Copyright and Legal Aspects of Emulation

While emulators themselves are generally legal under most copyright systems, the acquisition and distribution of console BIOS files and game ROMs are heavily restricted.

BIOS files and ROMs are copyrighted works belonging to their respective developers and publishers.
Therefore, copying, sharing, or downloading these copyrighted files without authorization constitutes copyright infringement.

Users of emulators should keep the following rules in mind:

• Acquire BIOS files and ROM images only through legal, authorized methods.
• Never copy or distribute copyrighted game data without explicit authorization from the copyright holder.

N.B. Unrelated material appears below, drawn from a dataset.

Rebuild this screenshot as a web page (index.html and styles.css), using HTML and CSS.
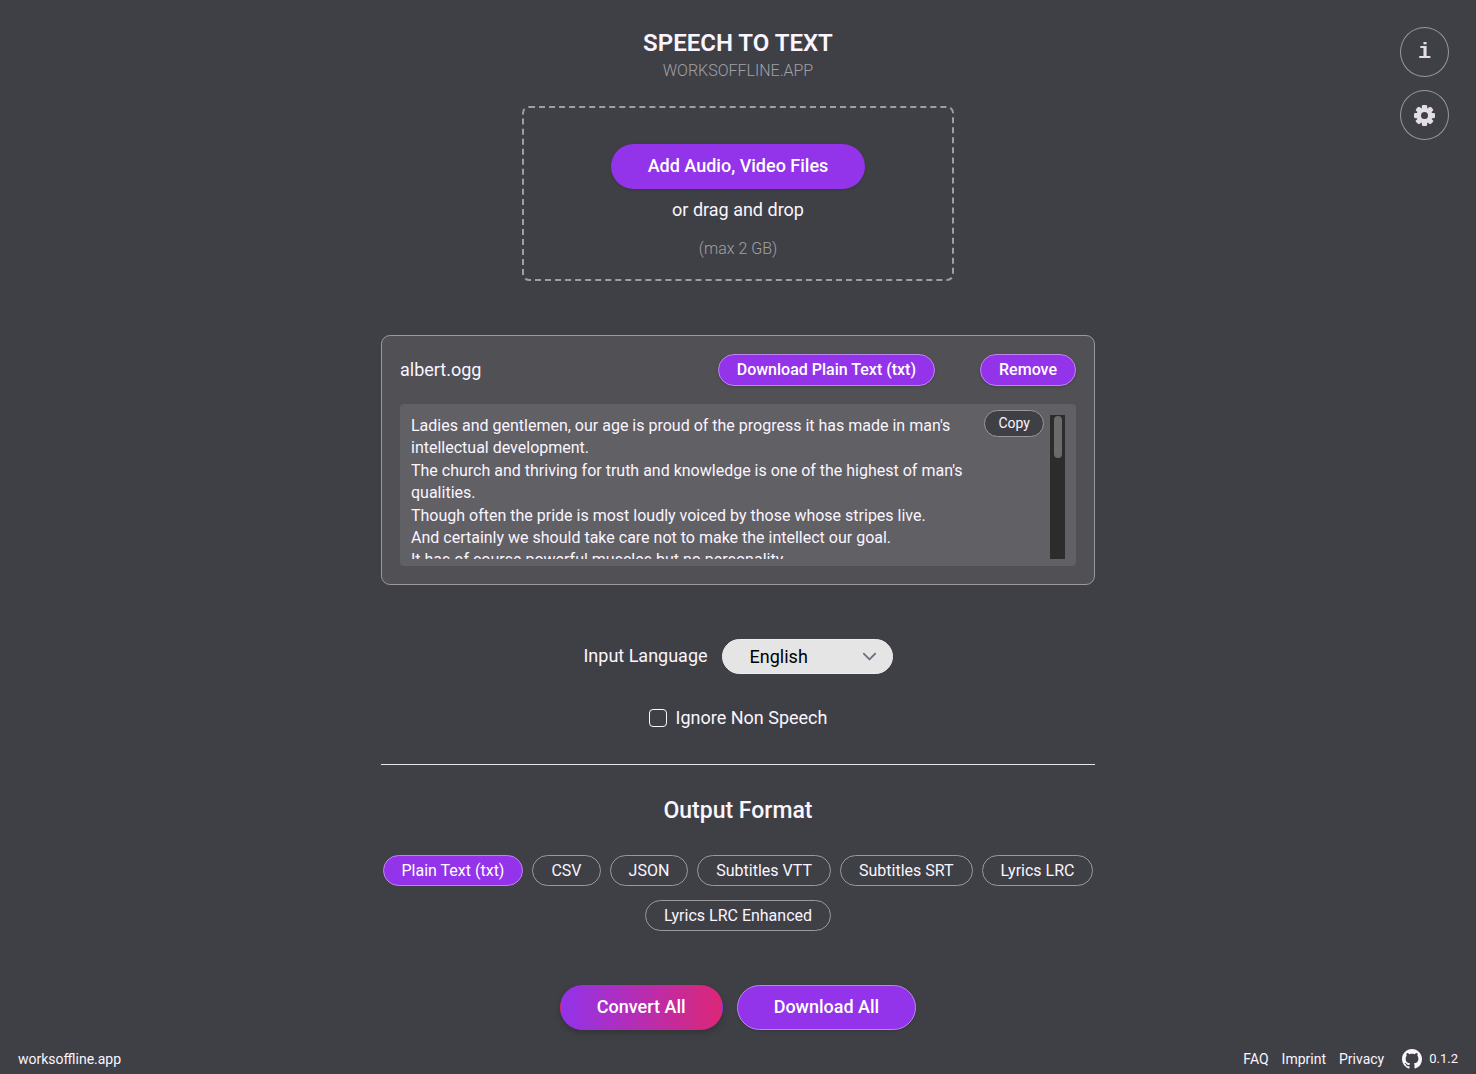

Latest Advancements and Trends in Emulation

Emulation technology continues to advance rapidly, branching into cutting-edge domains:

• Quantum Hardware Emulation
  Mimicking the behavioral outputs of physical quantum computers on classical supercomputers to test quantum algorithms before physical hardware becomes commercially mature.
• FPGA-Accelerated Emulation
  Using Field Programmable Gate Arrays (FPGAs) to achieve hardware-level emulation speed, enabling precise cycle-accurate recreation of complex microchip circuits.
• Digital Twins
  Replicating real-world physical systems—like factories or power grids—in virtual space, enabling businesses to emulate workflows and identify mechanical errors before they occur in reality.
• Advanced ARM Architecture Translation
  Operating systems like Windows 11 are continuously optimizing their built-in x86/x64 software emulation on ARM chips, allowing modern thin-and-light ARM laptops to run legacy PC software.

Modern emulation goes far beyond retro archiving, acting as a crucial driver for developing tomorrow's computing paradigms, materials science breakthroughs, and software systems.

Conclusion

Emulation is a fundamental technology that enables cross-platform compatibility, software testing, digital heritage preservation, and modern hardware development.

As computers become more complex, emulation will continue to serve as an essential bridge between classical legacy systems and future computing frontiers, proving itself an indispensable asset in the digital age.